You must find out what the producer will bring the artist. Are they able to ensure that the recording will get released by a record company? Well-known producers often have ties to specific companies. If not it might not be worth it as you could very well be giving away the rights to the recording to a producer who will then just sit on the recording.
· David Stopps (FML) was asked…
What should you consider when looking for a manager?
They must be enthusiastic about your music, not just a businessman; they have to believe in what you are doing. You should look at who manages the people that you listen to, try looking through the Music Managers Bible for contact details.
Also, think about what you want from a manager. Every artist I have worked with needs different things, but basically a manager provides you with opportunities you couldn’t get on your own.

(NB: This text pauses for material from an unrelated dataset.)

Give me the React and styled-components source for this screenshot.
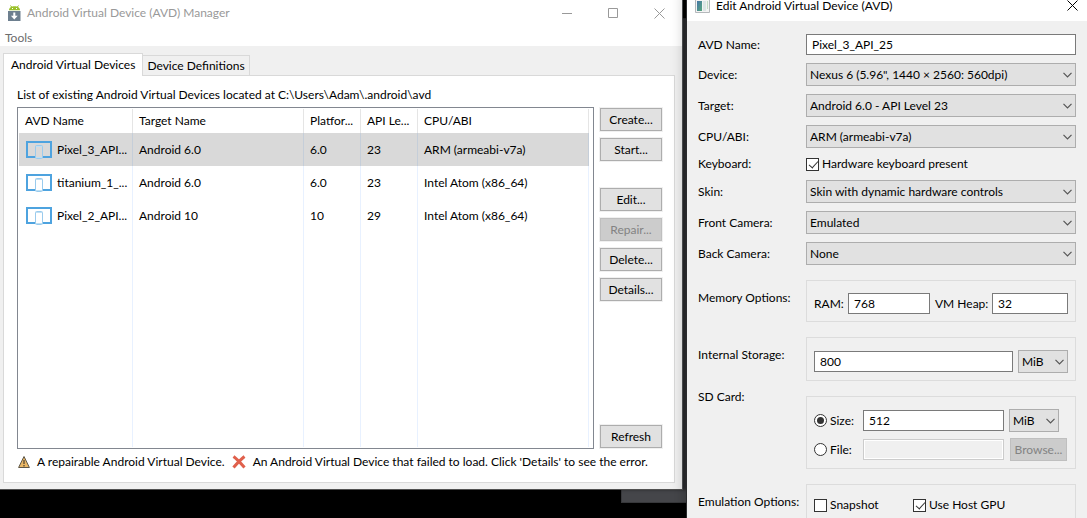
import React, { useState } from "react";
import styled, { createGlobalStyle } from "styled-components";

const GlobalStyle = createGlobalStyle`
  * {
    box-sizing: border-box;
  }
  body {
    margin: 0;
    background: #000;
    overflow: hidden;
  }
  body, button, input, select {
    font-family: Lato, "Open Sans", sans-serif;
    font-size: 12px;
    line-height: 16px;
    color: #000;
  }
`;

const Desktop = styled.div`
  position: relative;
  display: flex;
  align-items: flex-start;
  gap: 3px;
  height: 100vh;
  overflow: hidden;
  background: #000;
`;
const BackWindow = styled.div`
  position: absolute;
  top: 18px;
  left: 621px;
  right: 0;
  height: 485px;
  background: #45464a;
  border: 1px solid #37383b;
`;

/* windows */
const ManagerWindow = styled.section`
  position: relative;
  flex: 1;
  min-width: 0;
  background: #f0f0f0;
  border-right: 1px solid #505254;
  border-bottom: 1px solid #505050;
  box-shadow: 4px 0 3px rgba(0, 0, 0, 0.4);
`;
const DialogWindow = styled.section`
  position: relative;
  flex: 0 0 401px;
  min-height: calc(100% + 40px);
  margin-top: -10px;
  background: #f0f0f0;
  border-left: 1px solid #2a2b2d;
  box-shadow: 0 0 14px rgba(0, 0, 0, 0.3);
`;
const TitleBar = styled.header`
  display: flex;
  align-items: center;
  height: ${(props) => (props.$dialog ? "31px" : "26px")};
  padding-left: 8px;
  background: #fff;
  color: ${(props) => (props.$dialog ? "#000" : "#999")};
`;
const Title = styled.h1`
  flex: 1;
  margin: 0 0 0 6px;
  font-size: 12px;
  line-height: 12px;
  font-weight: 400;
  white-space: nowrap;
`;
const WindowButton = styled.button`
  display: flex;
  align-items: center;
  justify-content: center;
  width: ${(props) => (props.$dialog ? "29px" : "46px")};
  height: 26px;
  padding: 0;
  border: 0;
  background: none;
  color: inherit;
`;
const MenuBar = styled.nav`
  display: flex;
  height: 20px;
  padding-left: 5px;
  background: #fff;
`;
const MenuItem = styled.button`
  padding: 4px 0 0;
  border: 0;
  background: none;
  color: #6d6d6d;
`;

/* tabs */
const ManagerBody = styled.div`
  padding: 7px 7px 6px 3px;
`;
const TabList = styled.div`
  display: flex;
  align-items: flex-end;
`;
const Tab = styled.button`
  position: relative;
  height: ${(props) => (props.$active ? "23px" : "20px")};
  margin-bottom: ${(props) => (props.$active ? "-1px" : "0")};
  padding: 0 ${(props) => (props.$active ? "7px" : "4px")};
  border: 1px solid #d9d9d9;
  border-bottom: 0;
  border-left-width: ${(props) => (props.$active ? "1px" : "0")};
  background: ${(props) => (props.$active ? "#fff" : "#f0f0f0")};
  white-space: nowrap;
`;
const TabPanel = styled.div`
  padding: 11px 12px 12px 13px;
  border: 1px solid #d9d9d9;
  background: #fff;
`;
const ListLabel = styled.p`
  margin: 0 0 4px;
`;
const ListArea = styled.div`
  display: flex;
  gap: 6px;
`;

/* device list */
const ListFrame = styled.div`
  flex: 1;
  min-width: 0;
  padding: 1px 4px 1px 1px;
  border: 1px solid #828790;
`;
const DeviceTable = styled.table`
  width: 100%;
  height: 338px;
  table-layout: fixed;
  border-collapse: separate;
  border-spacing: 0;
`;
const Col = styled.col`
  width: ${(props) => props.$width};
`;
const HeadCell = styled.th`
  height: 24px;
  padding: 0 0 0 6px;
  border-right: 1px solid #e5e5e5;
  font-weight: 400;
  text-align: left;
  white-space: nowrap;
`;
const Row = styled.tr`
  height: ${(props) => (props.$filler ? "auto" : "33px")};
  background: ${(props) => (props.$selected ? "#d9d9d9" : "#fff")};
`;
const Cell = styled.td`
  padding: 0 0 0 6px;
  border-right: 1px solid ${(props) => (props.$selected ? "#c5ced9" : "#e8f1ff")};
  white-space: nowrap;
`;
const NameCell = styled.div`
  display: flex;
  align-items: center;
  gap: 5px;
  padding-left: 1px;
`;

const ButtonColumn = styled.div`
  display: flex;
  flex-direction: column;
  gap: 7px;
  width: 62px;
  padding: 1px 0;
`;
const ButtonGroup = styled.div`
  display: flex;
  flex-direction: column;
  gap: 7px;
  margin-top: ${(props) => props.$space || "0"};
`;
const PushButton = styled.button`
  height: 23px;
  padding: 0;
  border: 1px solid #adadad;
  background: #e1e1e1;
  box-shadow: 0 0 0 1px #f0f0f0;
  &:disabled {
    border-color: #bfbfbf;
    background: #ccc;
    color: #838383;
  }
`;
const Legend = styled.footer`
  display: flex;
  align-items: center;
  gap: 7px;
  margin-top: 5px;
  padding-left: 1px;
  white-space: nowrap;
  svg {
    flex-shrink: 0;
  }
`;

/* dialog form */
const Form = styled.form`
  display: grid;
  grid-template-columns: 108px 1fr;
  align-items: center;
  row-gap: 8px;
  padding: 13px 11px 0;
`;
const Label = styled.label`
  white-space: nowrap;
`;
const GroupLabel = styled.span`
  align-self: start;
  margin-top: ${(props) => (props.$top ? "0" : "17px")};
  white-space: nowrap;
`;
const TextBox = styled.input`
  width: 100%;
  min-width: 0;
  height: 21px;
  padding: 0 5px;
  border: 1px solid #7a7a7a;
  background: #fff;
  outline: none;
  &:disabled {
    border-color: #ccc;
    background: #f0f0f0;
    box-shadow: inset 0 0 0 1px #fff;
  }
`;
const SelectWrap = styled.div`
  position: relative;
  width: ${(props) => (props.$small ? "50px" : "100%")};
  height: 23px;
  flex-shrink: 0;
  svg {
    position: absolute;
    top: 9px;
    right: 4px;
    pointer-events: none;
  }
`;
const SelectBox = styled.select`
  width: 100%;
  height: 23px;
  padding: 0 3px;
  border: 1px solid #adadad;
  border-radius: 0;
  background: #e1e1e1;
  appearance: none;
  outline: none;
`;
const Group = styled.div`
  margin-top: 7px;
  padding: 12px 7px 7px;
  border: 1px solid #dcdcdc;
`;
const Fields = styled.div`
  display: grid;
  grid-template-columns: ${(props) => props.$columns};
  align-items: center;
  gap: 6px 5px;
`;
const Choice = styled.label`
  display: flex;
  align-items: center;
  gap: 3px;
  white-space: nowrap;
`;
const CheckBox = styled.input`
  position: relative;
  width: 13px;
  height: 13px;
  margin: 0;
  border: 1px solid #333;
  background: #fff;
  appearance: none;
  &:checked::after {
    content: "";
    position: absolute;
    top: 0;
    left: 4px;
    width: 4px;
    height: 8px;
    border: solid #333;
    border-width: 0 1px 1px 0;
    transform: rotate(42deg);
  }
`;
const Radio = styled(CheckBox)`
  border-radius: 50%;
  &:checked::after {
    top: 2px;
    left: 2px;
    width: 7px;
    height: 7px;
    border: 0;
    border-radius: 50%;
    background: #333;
    transform: none;
  }
`;
const BrowseButton = styled(PushButton)`
  width: 57px;
  justify-self: center;
  box-shadow: none;
`;

const AndroidIcon = () => (
  <svg width="13" height="16" viewBox="0 0 13 16">
    <path d="M2.5 0.5l1.5 2M10.5 0.5l-1.5 2" stroke="#9bc12b" strokeWidth="1" />
    <path d="M1 5.2C1 2.8 3.5 1.3 6.5 1.3S12 2.8 12 5.2z" fill="#9bc12b" />
    <path d="M4 3h1v1H4zM8 3h1v1H8z" fill="#fff" />
    <path d="M0 6h12.5v10H0z" fill="#6d7f8f" />
    <path d="M5.3 7.5h2v3.2h2.4L6.3 14.4 2.9 10.7h2.4z" fill="#fff" />
  </svg>
);
const DialogIcon = () => (
  <svg width="15" height="15" viewBox="0 0 15 15">
    <defs>
      <linearGradient id="pane" x1="0" y1="0" x2="1" y2="1">
        <stop offset="0" stopColor="#4576a8" />
        <stop offset="1" stopColor="#58a77d" />
      </linearGradient>
    </defs>
    <path d="M.5.5h14v14H.5z" fill="#f3f3f3" stroke="#b4b8bb" />
    <path d="M2 3h5v10H2z" fill="url(#pane)" />
    <path d="M8 3h3v10H8z" fill="#dce5e5" />
    <path d="M12 3h1v8h-1z" fill="#c5dcc6" />
  </svg>
);
const DeviceIcon = () => (
  <svg width="26" height="18" viewBox="0 0 26 18">
    <path d="M9.5 16H1V1h24v15h-8.5" fill="none" stroke="#4ea3df" strokeWidth="2" />
    <rect x="9.5" y="4.5" width="7" height="13" rx="1" fill="none" stroke="#9acbed" />
    <path d="M10 5.5h6M10 16.5h6" stroke="#bfdff3" />
  </svg>
);
const Chevron = () => (
  <svg width="9" height="6" viewBox="0 0 9 6">
    <path d="M.5.8l4 4 4-4" fill="none" stroke="#555" strokeWidth="1.2" />
  </svg>
);
const WarningIcon = () => (
  <svg width="12" height="14" viewBox="0 0 12 14">
    <path d="M6 1.5L11.4 12.5H.6z" fill="#eab765" stroke="#5c5648" />
    <path d="M6 5v4M6 10v1.4" stroke="#4a4030" strokeWidth="1.2" />
  </svg>
);
const ErrorIcon = () => (
  <svg width="14" height="14" viewBox="0 0 14 14">
    <path d="M1.5 1.5Q5 4 12.5 12.5M12.5 1.5Q8 5 1.5 12.5" fill="none" stroke="#e0604c" strokeWidth="3" />
  </svg>
);
const CloseIcon = () => (
  <svg width="11" height="11" viewBox="0 0 11 11">
    <path d="M.5.5l10 10M10.5.5l-10 10" stroke="currentColor" />
  </svg>
);

const columns = [
  { title: "AVD Name", width: "20%" },
  { title: "Target Name", width: "30%" },
  { title: "Platfor...", width: "10%" },
  { title: "API Le...", width: "10%" },
  { title: "CPU/ABI", width: "30%" },
];
const devices = [
  ["Pixel_3_API...", "Android 6.0", "6.0", "23", "ARM (armeabi-v7a)"],
  ["titanium_1_...", "Android 6.0", "6.0", "23", "Intel Atom (x86_64)"],
  ["Pixel_2_API...", "Android 10", "10", "29", "Intel Atom (x86_64)"],
];

function Select({ id, label, value, small }) {
  return (
    <SelectWrap $small={small}>
      <SelectBox id={id} aria-label={label} defaultValue={value}>
        <option>{value}</option>
      </SelectBox>
      <Chevron />
    </SelectWrap>
  );
}

function Manager() {
  const [selected, setSelected] = useState(0);

  return (
    <ManagerWindow>
      <TitleBar>
        <AndroidIcon />
        <Title>Android Virtual Device (AVD) Manager</Title>
        <WindowButton aria-label="Minimize">
          <svg width="11" height="11" viewBox="0 0 11 11">
            <path d="M0 5.5h10" stroke="currentColor" />
          </svg>
        </WindowButton>
        <WindowButton aria-label="Maximize">
          <svg width="11" height="11" viewBox="0 0 11 11">
            <path d="M.5.5h9v9h-9z" fill="none" stroke="currentColor" />
          </svg>
        </WindowButton>
        <WindowButton aria-label="Close">
          <CloseIcon />
        </WindowButton>
      </TitleBar>
      <MenuBar>
        <MenuItem>Tools</MenuItem>
      </MenuBar>
      <ManagerBody>
        <TabList role="tablist">
          <Tab role="tab" aria-selected="true" $active>
            Android Virtual Devices
          </Tab>
          <Tab role="tab" aria-selected="false">
            Device Definitions
          </Tab>
        </TabList>
        <TabPanel role="tabpanel">
          <ListLabel>
            List of existing Android Virtual Devices located at C:\Users\Adam\.android\avd
          </ListLabel>
          <ListArea>
            <ListFrame>
              <DeviceTable>
                <colgroup>
                  {columns.map((column) => (
                    <Col key={column.title} $width={column.width} />
                  ))}
                </colgroup>
                <thead>
                  <tr>
                    {columns.map((column) => (
                      <HeadCell key={column.title}>{column.title}</HeadCell>
                    ))}
                  </tr>
                </thead>
                <tbody>
                  {devices.map((device, index) => (
                    <Row
                      key={device[0]}
                      $selected={index === selected}
                      onClick={() => setSelected(index)}
                    >
                      {device.map((text, i) => (
                        <Cell key={i} $selected={index === selected}>
                          {i === 0 ? (
                            <NameCell>
                              <DeviceIcon />
                              {text}
                            </NameCell>
                          ) : (
                            text
                          )}
                        </Cell>
                      ))}
                    </Row>
                  ))}
                  <Row $filler>
                    {columns.map((column) => (
                      <Cell key={column.title} />
                    ))}
                  </Row>
                </tbody>
              </DeviceTable>
            </ListFrame>
            <ButtonColumn>
              <ButtonGroup>
                <PushButton>Create...</PushButton>
                <PushButton>Start...</PushButton>
              </ButtonGroup>
              <ButtonGroup $space="20px">
                <PushButton>Edit...</PushButton>
                <PushButton disabled>Repair...</PushButton>
                <PushButton>Delete...</PushButton>
                <PushButton>Details...</PushButton>
              </ButtonGroup>
              <ButtonGroup $space="auto">
                <PushButton>Refresh</PushButton>
              </ButtonGroup>
            </ButtonColumn>
          </ListArea>
          <Legend>
            <WarningIcon />
            <span>A repairable Android Virtual Device.</span>
            <ErrorIcon />
            <span>An Android Virtual Device that failed to load. Click 'Details' to see the error.</span>
          </Legend>
        </TabPanel>
      </ManagerBody>
    </ManagerWindow>
  );
}

function EditDialog() {
  return (
    <DialogWindow>
      <TitleBar $dialog>
        <DialogIcon />
        <Title>Edit Android Virtual Device (AVD)</Title>
        <WindowButton $dialog aria-label="Close">
          <CloseIcon />
        </WindowButton>
      </TitleBar>
      <Form onSubmit={(e) => e.preventDefault()}>
        <Label htmlFor="name">AVD Name:</Label>
        <TextBox id="name" defaultValue="Pixel_3_API_25" />
        <Label htmlFor="device">Device:</Label>
        <Select id="device" value={'Nexus 6 (5.96", 1440 × 2560: 560dpi)'} />
        <Label htmlFor="target">Target:</Label>
        <Select id="target" value="Android 6.0 - API Level 23" />
        <Label htmlFor="cpu">CPU/ABI:</Label>
        <Select id="cpu" value="ARM (armeabi-v7a)" />
        <Label htmlFor="keyboard">Keyboard:</Label>
        <Choice>
          <CheckBox id="keyboard" type="checkbox" defaultChecked />
          Hardware keyboard present
        </Choice>
        <Label htmlFor="skin">Skin:</Label>
        <Select id="skin" value="Skin with dynamic hardware controls" />
        <Label htmlFor="front">Front Camera:</Label>
        <Select id="front" value="Emulated" />
        <Label htmlFor="back">Back Camera:</Label>
        <Select id="back" value="None" />

        <GroupLabel>Memory Options:</GroupLabel>
        <Group>
          <Fields $columns="29px 82px 52px 1fr">
            <Label htmlFor="ram">RAM:</Label>
            <TextBox id="ram" defaultValue="768" />
            <Label htmlFor="heap">VM Heap:</Label>
            <TextBox id="heap" defaultValue="32" />
          </Fields>
        </Group>

        <GroupLabel>Internal Storage:</GroupLabel>
        <Group>
          <Fields $columns="1fr 50px">
            <TextBox aria-label="Internal Storage" defaultValue="800" />
            <Select label="Internal Storage unit" value="MiB" small />
          </Fields>
        </Group>

        <GroupLabel $top>SD Card:</GroupLabel>
        <Group>
          <Fields $columns="44px 1fr 59px">
            <Choice>
              <Radio type="radio" name="sdcard" defaultChecked />
              Size:
            </Choice>
            <TextBox aria-label="SD card size" defaultValue="512" />
            <Select label="SD card unit" value="MiB" small />
            <Choice>
              <Radio type="radio" name="sdcard" />
              File:
            </Choice>
            <TextBox aria-label="SD card file" disabled />
            <BrowseButton type="button" disabled>
              Browse...
            </BrowseButton>
          </Fields>
        </Group>

        <GroupLabel>Emulation Options:</GroupLabel>
        <Group>
          <Fields $columns="94px 1fr">
            <Choice>
              <CheckBox type="checkbox" />
              Snapshot
            </Choice>
            <Choice>
              <CheckBox type="checkbox" defaultChecked />
              Use Host GPU
            </Choice>
          </Fields>
        </Group>
      </Form>
    </DialogWindow>
  );
}

function App() {
  return (
    <Desktop>
      <GlobalStyle />
      <BackWindow />
      <Manager />
      <EditDialog />
    </Desktop>
  );
}

export default App;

They will need to be good at negotiating with people on your behalf, and managing accounts. If you do manage yourself, it takes time and your art suffers, but a manager still needs to justify their 20%.
You then need to think about what demo to send. I get a lot of demos sent to me; sending things cold is not the best option. You need to speak to someone first, but sending cold does work sometimes. It’s very important to put your contact details on whatever you send – you’d be amazed at the number of people who forget – and sometimes they’ve been people who I wanted to contact.
When you send out demos and press packs you shouldn’t make them too flash. Steve Lamacq said recently that he tends to put things to one side if they look too flash – I think it’s a British mentality to distrust things that have had a lot of money spent on them.
If your music is very diverse when you are sending out a demo then you should think carefully about what you want to do and concentrate on just one aspect. Early on in your career you need to be more targeted if you are going to break through; then you can diversify later or work on side projects. It takes a lot of time and effort to get somewhere so you should stick to one thing at first.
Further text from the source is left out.